# RECORDS FOR PROCESSING start

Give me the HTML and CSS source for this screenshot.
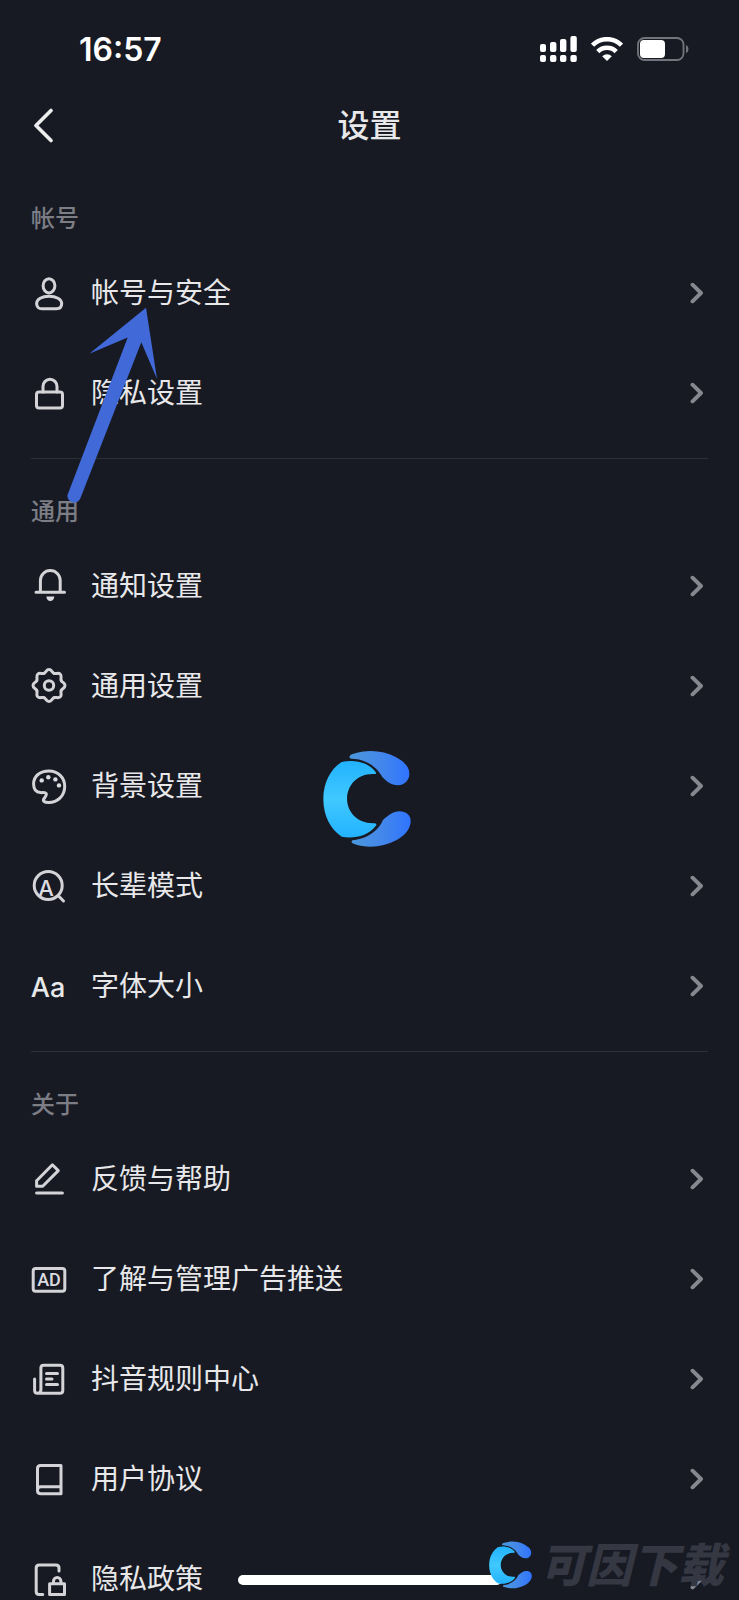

# RECORDS FOR PROCESSING end
# RECORDS FOR PROCESSING start

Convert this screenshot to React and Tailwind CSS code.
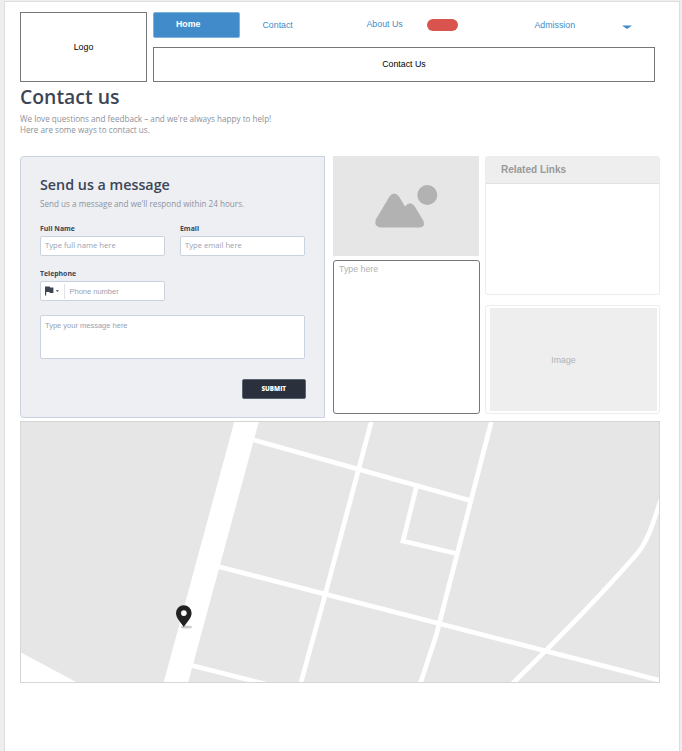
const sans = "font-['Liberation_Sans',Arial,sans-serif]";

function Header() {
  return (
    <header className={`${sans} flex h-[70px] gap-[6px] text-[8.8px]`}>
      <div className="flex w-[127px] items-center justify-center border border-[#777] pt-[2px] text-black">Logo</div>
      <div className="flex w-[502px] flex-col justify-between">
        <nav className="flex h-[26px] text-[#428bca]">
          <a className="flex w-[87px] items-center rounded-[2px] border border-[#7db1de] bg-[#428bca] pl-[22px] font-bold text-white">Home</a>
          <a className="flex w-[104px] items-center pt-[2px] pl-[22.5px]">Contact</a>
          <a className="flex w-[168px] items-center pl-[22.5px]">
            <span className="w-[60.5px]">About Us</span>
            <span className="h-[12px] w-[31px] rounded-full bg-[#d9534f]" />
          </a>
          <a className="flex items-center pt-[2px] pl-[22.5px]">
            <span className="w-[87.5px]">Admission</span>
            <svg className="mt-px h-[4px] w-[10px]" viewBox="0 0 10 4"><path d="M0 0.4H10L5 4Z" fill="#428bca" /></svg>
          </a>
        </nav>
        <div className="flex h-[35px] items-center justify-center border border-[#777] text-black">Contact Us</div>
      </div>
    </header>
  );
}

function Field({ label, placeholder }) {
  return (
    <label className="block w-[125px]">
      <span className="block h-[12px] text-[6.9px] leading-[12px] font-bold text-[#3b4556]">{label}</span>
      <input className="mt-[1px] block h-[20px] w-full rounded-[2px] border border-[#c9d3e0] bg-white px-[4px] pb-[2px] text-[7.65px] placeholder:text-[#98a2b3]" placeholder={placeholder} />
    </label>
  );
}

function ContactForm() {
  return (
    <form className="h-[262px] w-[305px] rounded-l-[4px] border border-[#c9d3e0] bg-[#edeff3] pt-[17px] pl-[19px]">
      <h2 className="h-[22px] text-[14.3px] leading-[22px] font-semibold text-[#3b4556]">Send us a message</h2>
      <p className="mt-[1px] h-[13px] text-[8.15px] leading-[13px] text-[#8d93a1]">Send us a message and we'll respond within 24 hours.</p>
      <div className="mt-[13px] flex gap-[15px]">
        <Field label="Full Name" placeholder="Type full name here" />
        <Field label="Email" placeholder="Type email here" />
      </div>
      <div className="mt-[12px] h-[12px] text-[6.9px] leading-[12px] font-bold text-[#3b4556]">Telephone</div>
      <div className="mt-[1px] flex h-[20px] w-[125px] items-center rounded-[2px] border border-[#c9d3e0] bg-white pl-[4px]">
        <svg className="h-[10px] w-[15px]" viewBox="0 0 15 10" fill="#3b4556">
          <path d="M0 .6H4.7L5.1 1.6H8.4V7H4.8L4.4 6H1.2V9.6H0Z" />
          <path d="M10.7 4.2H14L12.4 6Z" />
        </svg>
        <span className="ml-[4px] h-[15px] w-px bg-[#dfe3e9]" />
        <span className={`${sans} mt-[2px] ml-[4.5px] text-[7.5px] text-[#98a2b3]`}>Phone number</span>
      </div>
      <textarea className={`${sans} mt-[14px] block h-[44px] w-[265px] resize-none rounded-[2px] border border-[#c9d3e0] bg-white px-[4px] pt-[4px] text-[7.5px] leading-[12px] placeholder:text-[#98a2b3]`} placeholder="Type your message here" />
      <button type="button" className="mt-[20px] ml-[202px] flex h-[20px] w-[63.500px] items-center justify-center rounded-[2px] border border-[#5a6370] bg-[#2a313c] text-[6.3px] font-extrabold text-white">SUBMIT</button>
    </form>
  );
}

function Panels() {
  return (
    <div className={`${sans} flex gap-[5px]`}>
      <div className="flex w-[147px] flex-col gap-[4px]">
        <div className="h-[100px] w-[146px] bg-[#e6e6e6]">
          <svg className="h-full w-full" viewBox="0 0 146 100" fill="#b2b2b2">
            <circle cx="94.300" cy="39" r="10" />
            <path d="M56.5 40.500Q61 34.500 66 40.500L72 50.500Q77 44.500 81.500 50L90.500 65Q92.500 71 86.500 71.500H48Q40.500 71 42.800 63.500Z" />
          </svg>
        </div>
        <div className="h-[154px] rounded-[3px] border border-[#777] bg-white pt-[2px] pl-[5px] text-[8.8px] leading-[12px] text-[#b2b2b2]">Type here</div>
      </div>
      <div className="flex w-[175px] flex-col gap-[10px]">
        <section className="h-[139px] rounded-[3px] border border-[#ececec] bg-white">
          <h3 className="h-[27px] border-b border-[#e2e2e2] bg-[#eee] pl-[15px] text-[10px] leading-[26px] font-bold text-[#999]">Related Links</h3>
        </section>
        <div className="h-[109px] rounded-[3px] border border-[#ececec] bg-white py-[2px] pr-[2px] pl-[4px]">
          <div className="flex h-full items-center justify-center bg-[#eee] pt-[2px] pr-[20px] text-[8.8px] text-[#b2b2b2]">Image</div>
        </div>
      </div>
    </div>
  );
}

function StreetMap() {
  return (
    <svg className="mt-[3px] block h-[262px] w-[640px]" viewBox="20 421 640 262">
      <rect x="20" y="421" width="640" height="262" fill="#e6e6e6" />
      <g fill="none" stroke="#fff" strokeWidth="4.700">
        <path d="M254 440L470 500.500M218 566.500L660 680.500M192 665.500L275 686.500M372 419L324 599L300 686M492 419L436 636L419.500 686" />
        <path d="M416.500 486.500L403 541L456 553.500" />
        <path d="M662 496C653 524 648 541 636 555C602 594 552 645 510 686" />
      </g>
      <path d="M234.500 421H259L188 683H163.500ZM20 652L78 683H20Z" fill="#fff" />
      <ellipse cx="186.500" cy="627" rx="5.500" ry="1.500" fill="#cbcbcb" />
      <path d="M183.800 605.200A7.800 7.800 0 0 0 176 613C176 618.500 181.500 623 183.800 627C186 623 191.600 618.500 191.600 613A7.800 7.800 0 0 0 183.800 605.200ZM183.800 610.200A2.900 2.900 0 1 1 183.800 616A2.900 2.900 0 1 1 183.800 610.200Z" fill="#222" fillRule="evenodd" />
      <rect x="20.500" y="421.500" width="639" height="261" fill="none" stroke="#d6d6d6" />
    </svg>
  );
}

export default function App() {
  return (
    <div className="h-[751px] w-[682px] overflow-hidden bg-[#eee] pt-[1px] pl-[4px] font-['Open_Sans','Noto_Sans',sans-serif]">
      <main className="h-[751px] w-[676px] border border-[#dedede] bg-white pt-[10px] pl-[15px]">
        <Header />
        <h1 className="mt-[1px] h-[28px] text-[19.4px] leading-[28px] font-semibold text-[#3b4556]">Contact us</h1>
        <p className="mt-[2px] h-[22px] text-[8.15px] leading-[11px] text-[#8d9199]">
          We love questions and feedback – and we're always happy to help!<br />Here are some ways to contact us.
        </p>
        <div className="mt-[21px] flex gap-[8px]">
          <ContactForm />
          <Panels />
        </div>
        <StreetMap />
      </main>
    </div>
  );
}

# RECORDS FOR PROCESSING end

§ EXERCISE INSTRUCTIONS
Where a line in the material above holds "screenshot", copy that line.

§ ANSWER TO THIS PROBLEM
Give me the HTML and CSS source for this screenshot.
Convert this screenshot to React and Tailwind CSS code.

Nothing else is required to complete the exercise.